Le fil

Je prenais une bobine de fil pour en faire des rayons laser.

Tia, ma grand-tante, vivait avec nous. Elle avait emménagé avec mes parents au bout de leur premier anniversaire de mariage. Ils l’avaient recueillie avec eux de peur qu’elle ne refasse un infarctus. Elle avait besoin de toute leur attention. C’était en 1975.
Elle a vécu avec nous jusqu’à ses 96 ans. C’était en 1999.
Les familles espagnoles ça ne se refait pas.

Tia participait néanmoins aux taches ménagères : elle enlevait la poussière et cousait. Elle faisait aussi la cuisine une fois par an. Pour chaque Vendredi Saint elle nous préparait sa morue à la sauce tomate. Une fois par an c’est délicieux. Plus qu’être délicieux, c’est un rituel.

L’après-midi elle jouait et rejouait sans cesse les mêmes airs sur le vieux piano inaccordable. La Polonaise de Chopin notamment, en se trompant toujours sur les mêmes notes bien entendu. Lorsqu’on essaye de se concentrer sur les équations-bilan ce n’est pas évident.
Elle cousait mieux qu’elle ne jouait au piano.

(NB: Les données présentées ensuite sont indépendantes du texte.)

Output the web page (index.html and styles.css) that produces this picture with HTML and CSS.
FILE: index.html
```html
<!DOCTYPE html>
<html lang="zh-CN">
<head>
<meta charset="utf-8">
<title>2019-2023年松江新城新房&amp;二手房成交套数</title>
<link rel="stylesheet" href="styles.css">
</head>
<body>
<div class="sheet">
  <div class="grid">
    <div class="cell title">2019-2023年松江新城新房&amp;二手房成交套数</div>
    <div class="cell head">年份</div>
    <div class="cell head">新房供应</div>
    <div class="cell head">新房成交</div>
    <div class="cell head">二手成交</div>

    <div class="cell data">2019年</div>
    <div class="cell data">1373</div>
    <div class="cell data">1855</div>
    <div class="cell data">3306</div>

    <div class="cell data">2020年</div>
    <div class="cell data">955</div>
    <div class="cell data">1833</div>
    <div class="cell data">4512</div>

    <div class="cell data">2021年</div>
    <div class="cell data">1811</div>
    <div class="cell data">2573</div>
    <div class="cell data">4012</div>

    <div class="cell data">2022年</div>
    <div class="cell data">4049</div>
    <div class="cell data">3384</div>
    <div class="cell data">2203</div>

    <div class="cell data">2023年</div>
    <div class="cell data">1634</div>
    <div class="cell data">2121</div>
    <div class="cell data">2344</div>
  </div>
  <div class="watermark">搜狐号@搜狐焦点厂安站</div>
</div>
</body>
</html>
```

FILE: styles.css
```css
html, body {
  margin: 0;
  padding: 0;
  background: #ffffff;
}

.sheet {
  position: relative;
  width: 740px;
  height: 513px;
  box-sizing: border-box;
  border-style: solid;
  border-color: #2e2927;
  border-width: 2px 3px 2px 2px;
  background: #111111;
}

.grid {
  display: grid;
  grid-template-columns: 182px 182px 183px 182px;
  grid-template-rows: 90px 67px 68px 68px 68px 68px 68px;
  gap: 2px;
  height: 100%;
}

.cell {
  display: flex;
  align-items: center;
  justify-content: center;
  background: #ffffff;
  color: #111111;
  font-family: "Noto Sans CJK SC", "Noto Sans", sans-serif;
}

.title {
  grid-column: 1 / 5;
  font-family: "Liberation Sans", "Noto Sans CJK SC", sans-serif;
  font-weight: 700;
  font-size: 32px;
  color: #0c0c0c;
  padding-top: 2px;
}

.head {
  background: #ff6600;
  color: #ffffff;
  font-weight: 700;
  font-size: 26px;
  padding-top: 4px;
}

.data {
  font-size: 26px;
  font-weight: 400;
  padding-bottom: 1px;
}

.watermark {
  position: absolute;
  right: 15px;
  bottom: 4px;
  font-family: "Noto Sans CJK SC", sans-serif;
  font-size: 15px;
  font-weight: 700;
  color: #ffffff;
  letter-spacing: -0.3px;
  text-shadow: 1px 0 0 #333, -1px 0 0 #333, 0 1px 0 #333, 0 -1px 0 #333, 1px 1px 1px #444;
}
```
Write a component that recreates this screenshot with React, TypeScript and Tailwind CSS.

L’année de mon CE2, elle me cousit un costume des Tortues Ninja. J’étais Michelangelo avec mon loup orange, ma carapace matelassée et mon nunchaku en papier journal recouvert de cuir noir. J’avais fait fureur dans la cour de récré !

Néanmoins, chaque reprisage de chaussette était sujet au même problème : l’égarement d’aiguilles dans la maison et surtout dans sa chambre. Et lorsqu’on marchait pieds nus dessus, c’était légèrement ennuyeux.
Des aiguilles, des aiguilles partout dans sa chambre.
Vers la fin de sa vie, ce furent les plastiques de patchs qu’on retrouvait toujours quelque part dans un coin de la maison. Je préférai encore piquer la plante de mes pieds sur une aiguille plutôt que de sentir la froideur du plastique médical.

Aiguilles, épingles, ciseaux, bobines de fil.
Bobines de fil que je piquais en cachette pour jouer avec.
Comme le chaton joue avec la pelote de laine, moi je déroulais le fil dans ma chambre. Ariane dans son labyrinthe, moi-même dans ma chambre.
Le fil passait et repassait entre les barres bleues métalliques des lits superposés, à l’angle de mon bureau, sous le ressort de ma lampe d’architecte, sous Les Chevaliers du Zodiaque qui jonchaient le sol, par la poignée de porte…
Le fil cher à Camille envahissait ma chambre. Il devinait extrêmement difficile de l’éviter.
Pourtant il le fallait. Il fallait passer entre si on voulait participer à mon jeu.
Car à la télé ils le faisaient bien : ils évitaient les rayons laser pour l’atteindre.

Pour atteindre la clé que j’avais accrochée au bout du fil.